**TASK REQUIREMENTS:** Please give the data below again in full, exactly as it stands.

**Collected data:**
********************

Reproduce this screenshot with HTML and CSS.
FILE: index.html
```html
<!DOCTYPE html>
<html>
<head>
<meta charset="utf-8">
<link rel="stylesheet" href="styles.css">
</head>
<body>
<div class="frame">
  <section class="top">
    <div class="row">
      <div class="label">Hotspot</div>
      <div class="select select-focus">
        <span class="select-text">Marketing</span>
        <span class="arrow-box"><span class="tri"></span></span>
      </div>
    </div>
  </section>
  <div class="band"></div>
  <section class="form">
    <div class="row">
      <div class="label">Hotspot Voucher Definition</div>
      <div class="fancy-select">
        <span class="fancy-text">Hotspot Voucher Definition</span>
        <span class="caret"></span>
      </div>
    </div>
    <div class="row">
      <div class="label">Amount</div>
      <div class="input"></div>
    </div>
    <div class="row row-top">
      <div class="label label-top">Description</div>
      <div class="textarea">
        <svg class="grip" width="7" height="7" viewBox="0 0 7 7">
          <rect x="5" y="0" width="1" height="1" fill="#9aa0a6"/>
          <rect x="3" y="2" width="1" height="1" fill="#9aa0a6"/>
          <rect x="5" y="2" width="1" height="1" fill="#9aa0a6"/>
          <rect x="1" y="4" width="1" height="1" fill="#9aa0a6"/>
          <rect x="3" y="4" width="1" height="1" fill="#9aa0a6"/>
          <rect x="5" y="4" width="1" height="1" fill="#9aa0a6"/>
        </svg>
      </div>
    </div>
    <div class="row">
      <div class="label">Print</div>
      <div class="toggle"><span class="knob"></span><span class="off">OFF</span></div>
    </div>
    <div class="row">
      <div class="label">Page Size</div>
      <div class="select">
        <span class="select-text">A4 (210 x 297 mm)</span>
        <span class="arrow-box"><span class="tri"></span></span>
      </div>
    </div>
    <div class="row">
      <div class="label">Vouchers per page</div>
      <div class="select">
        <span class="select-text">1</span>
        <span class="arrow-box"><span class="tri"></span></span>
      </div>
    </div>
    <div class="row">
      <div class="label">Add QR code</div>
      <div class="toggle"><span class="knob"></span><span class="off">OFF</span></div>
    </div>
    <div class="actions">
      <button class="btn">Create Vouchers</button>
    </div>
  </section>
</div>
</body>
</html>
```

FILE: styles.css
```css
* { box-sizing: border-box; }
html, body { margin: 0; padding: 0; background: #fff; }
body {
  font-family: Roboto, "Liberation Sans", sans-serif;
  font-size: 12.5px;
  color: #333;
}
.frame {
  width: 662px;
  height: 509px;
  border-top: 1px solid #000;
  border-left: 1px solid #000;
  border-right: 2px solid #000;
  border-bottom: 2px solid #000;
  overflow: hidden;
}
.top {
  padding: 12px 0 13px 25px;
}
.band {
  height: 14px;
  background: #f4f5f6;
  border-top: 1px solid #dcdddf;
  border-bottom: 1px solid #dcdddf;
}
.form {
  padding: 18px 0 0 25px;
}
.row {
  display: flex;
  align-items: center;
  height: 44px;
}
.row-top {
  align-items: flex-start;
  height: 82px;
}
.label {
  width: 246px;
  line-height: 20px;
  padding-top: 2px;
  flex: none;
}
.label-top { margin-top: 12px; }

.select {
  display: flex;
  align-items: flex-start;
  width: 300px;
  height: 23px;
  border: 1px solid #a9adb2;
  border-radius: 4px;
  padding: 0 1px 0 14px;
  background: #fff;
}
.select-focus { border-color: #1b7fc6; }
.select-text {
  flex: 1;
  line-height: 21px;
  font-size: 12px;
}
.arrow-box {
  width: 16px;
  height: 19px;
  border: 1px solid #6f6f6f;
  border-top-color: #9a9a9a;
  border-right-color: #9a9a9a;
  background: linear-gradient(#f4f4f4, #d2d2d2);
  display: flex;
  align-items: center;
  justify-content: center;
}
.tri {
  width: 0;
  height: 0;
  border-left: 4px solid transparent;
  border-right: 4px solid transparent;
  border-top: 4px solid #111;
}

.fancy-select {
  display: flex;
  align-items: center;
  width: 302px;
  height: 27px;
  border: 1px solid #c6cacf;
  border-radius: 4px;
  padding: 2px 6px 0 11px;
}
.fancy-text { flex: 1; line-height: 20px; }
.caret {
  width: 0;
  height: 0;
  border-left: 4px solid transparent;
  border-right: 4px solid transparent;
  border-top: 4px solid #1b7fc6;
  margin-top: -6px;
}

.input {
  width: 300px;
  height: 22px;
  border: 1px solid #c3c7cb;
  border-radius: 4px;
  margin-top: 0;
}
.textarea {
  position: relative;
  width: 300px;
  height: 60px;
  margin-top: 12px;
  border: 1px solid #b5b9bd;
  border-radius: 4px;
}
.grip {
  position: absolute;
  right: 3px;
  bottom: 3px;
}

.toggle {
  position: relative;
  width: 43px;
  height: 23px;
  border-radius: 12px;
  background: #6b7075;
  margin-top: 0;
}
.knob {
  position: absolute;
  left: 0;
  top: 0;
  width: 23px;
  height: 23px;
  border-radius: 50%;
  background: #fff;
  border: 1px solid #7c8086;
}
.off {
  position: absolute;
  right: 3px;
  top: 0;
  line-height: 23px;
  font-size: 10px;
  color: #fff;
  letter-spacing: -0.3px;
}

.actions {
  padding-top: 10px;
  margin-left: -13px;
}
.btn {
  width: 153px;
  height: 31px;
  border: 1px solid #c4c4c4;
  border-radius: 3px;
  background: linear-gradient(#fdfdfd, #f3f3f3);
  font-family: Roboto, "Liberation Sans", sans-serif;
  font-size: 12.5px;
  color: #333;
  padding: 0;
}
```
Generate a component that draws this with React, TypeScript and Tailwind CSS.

********************

**THE COMPLETED TASK:**
Reproduce this screenshot with HTML and CSS.
FILE: index.html
```html
<!DOCTYPE html>
<html>
<head>
<meta charset="utf-8">
<link rel="stylesheet" href="styles.css">
</head>
<body>
<div class="frame">
  <section class="top">
    <div class="row">
      <div class="label">Hotspot</div>
      <div class="select select-focus">
        <span class="select-text">Marketing</span>
        <span class="arrow-box"><span class="tri"></span></span>
      </div>
    </div>
  </section>
  <div class="band"></div>
  <section class="form">
    <div class="row">
      <div class="label">Hotspot Voucher Definition</div>
      <div class="fancy-select">
        <span class="fancy-text">Hotspot Voucher Definition</span>
        <span class="caret"></span>
      </div>
    </div>
    <div class="row">
      <div class="label">Amount</div>
      <div class="input"></div>
    </div>
    <div class="row row-top">
      <div class="label label-top">Description</div>
      <div class="textarea">
        <svg class="grip" width="7" height="7" viewBox="0 0 7 7">
          <rect x="5" y="0" width="1" height="1" fill="#9aa0a6"/>
          <rect x="3" y="2" width="1" height="1" fill="#9aa0a6"/>
          <rect x="5" y="2" width="1" height="1" fill="#9aa0a6"/>
          <rect x="1" y="4" width="1" height="1" fill="#9aa0a6"/>
          <rect x="3" y="4" width="1" height="1" fill="#9aa0a6"/>
          <rect x="5" y="4" width="1" height="1" fill="#9aa0a6"/>
        </svg>
      </div>
    </div>
    <div class="row">
      <div class="label">Print</div>
      <div class="toggle"><span class="knob"></span><span class="off">OFF</span></div>
    </div>
    <div class="row">
      <div class="label">Page Size</div>
      <div class="select">
        <span class="select-text">A4 (210 x 297 mm)</span>
        <span class="arrow-box"><span class="tri"></span></span>
      </div>
    </div>
    <div class="row">
      <div class="label">Vouchers per page</div>
      <div class="select">
        <span class="select-text">1</span>
        <span class="arrow-box"><span class="tri"></span></span>
      </div>
    </div>
    <div class="row">
      <div class="label">Add QR code</div>
      <div class="toggle"><span class="knob"></span><span class="off">OFF</span></div>
    </div>
    <div class="actions">
      <button class="btn">Create Vouchers</button>
    </div>
  </section>
</div>
</body>
</html>
```

FILE: styles.css
```css
* { box-sizing: border-box; }
html, body { margin: 0; padding: 0; background: #fff; }
body {
  font-family: Roboto, "Liberation Sans", sans-serif;
  font-size: 12.5px;
  color: #333;
}
.frame {
  width: 662px;
  height: 509px;
  border-top: 1px solid #000;
  border-left: 1px solid #000;
  border-right: 2px solid #000;
  border-bottom: 2px solid #000;
  overflow: hidden;
}
.top {
  padding: 12px 0 13px 25px;
}
.band {
  height: 14px;
  background: #f4f5f6;
  border-top: 1px solid #dcdddf;
  border-bottom: 1px solid #dcdddf;
}
.form {
  padding: 18px 0 0 25px;
}
.row {
  display: flex;
  align-items: center;
  height: 44px;
}
.row-top {
  align-items: flex-start;
  height: 82px;
}
.label {
  width: 246px;
  line-height: 20px;
  padding-top: 2px;
  flex: none;
}
.label-top { margin-top: 12px; }

.select {
  display: flex;
  align-items: flex-start;
  width: 300px;
  height: 23px;
  border: 1px solid #a9adb2;
  border-radius: 4px;
  padding: 0 1px 0 14px;
  background: #fff;
}
.select-focus { border-color: #1b7fc6; }
.select-text {
  flex: 1;
  line-height: 21px;
  font-size: 12px;
}
.arrow-box {
  width: 16px;
  height: 19px;
  border: 1px solid #6f6f6f;
  border-top-color: #9a9a9a;
  border-right-color: #9a9a9a;
  background: linear-gradient(#f4f4f4, #d2d2d2);
  display: flex;
  align-items: center;
  justify-content: center;
}
.tri {
  width: 0;
  height: 0;
  border-left: 4px solid transparent;
  border-right: 4px solid transparent;
  border-top: 4px solid #111;
}

.fancy-select {
  display: flex;
  align-items: center;
  width: 302px;
  height: 27px;
  border: 1px solid #c6cacf;
  border-radius: 4px;
  padding: 2px 6px 0 11px;
}
.fancy-text { flex: 1; line-height: 20px; }
.caret {
  width: 0;
  height: 0;
  border-left: 4px solid transparent;
  border-right: 4px solid transparent;
  border-top: 4px solid #1b7fc6;
  margin-top: -6px;
}

.input {
  width: 300px;
  height: 22px;
  border: 1px solid #c3c7cb;
  border-radius: 4px;
  margin-top: 0;
}
.textarea {
  position: relative;
  width: 300px;
  height: 60px;
  margin-top: 12px;
  border: 1px solid #b5b9bd;
  border-radius: 4px;
}
.grip {
  position: absolute;
  right: 3px;
  bottom: 3px;
}

.toggle {
  position: relative;
  width: 43px;
  height: 23px;
  border-radius: 12px;
  background: #6b7075;
  margin-top: 0;
}
.knob {
  position: absolute;
  left: 0;
  top: 0;
  width: 23px;
  height: 23px;
  border-radius: 50%;
  background: #fff;
  border: 1px solid #7c8086;
}
.off {
  position: absolute;
  right: 3px;
  top: 0;
  line-height: 23px;
  font-size: 10px;
  color: #fff;
  letter-spacing: -0.3px;
}

.actions {
  padding-top: 10px;
  margin-left: -13px;
}
.btn {
  width: 153px;
  height: 31px;
  border: 1px solid #c4c4c4;
  border-radius: 3px;
  background: linear-gradient(#fdfdfd, #f3f3f3);
  font-family: Roboto, "Liberation Sans", sans-serif;
  font-size: 12.5px;
  color: #333;
  padding: 0;
}
```
Generate a component that draws this with React, TypeScript and Tailwind CSS.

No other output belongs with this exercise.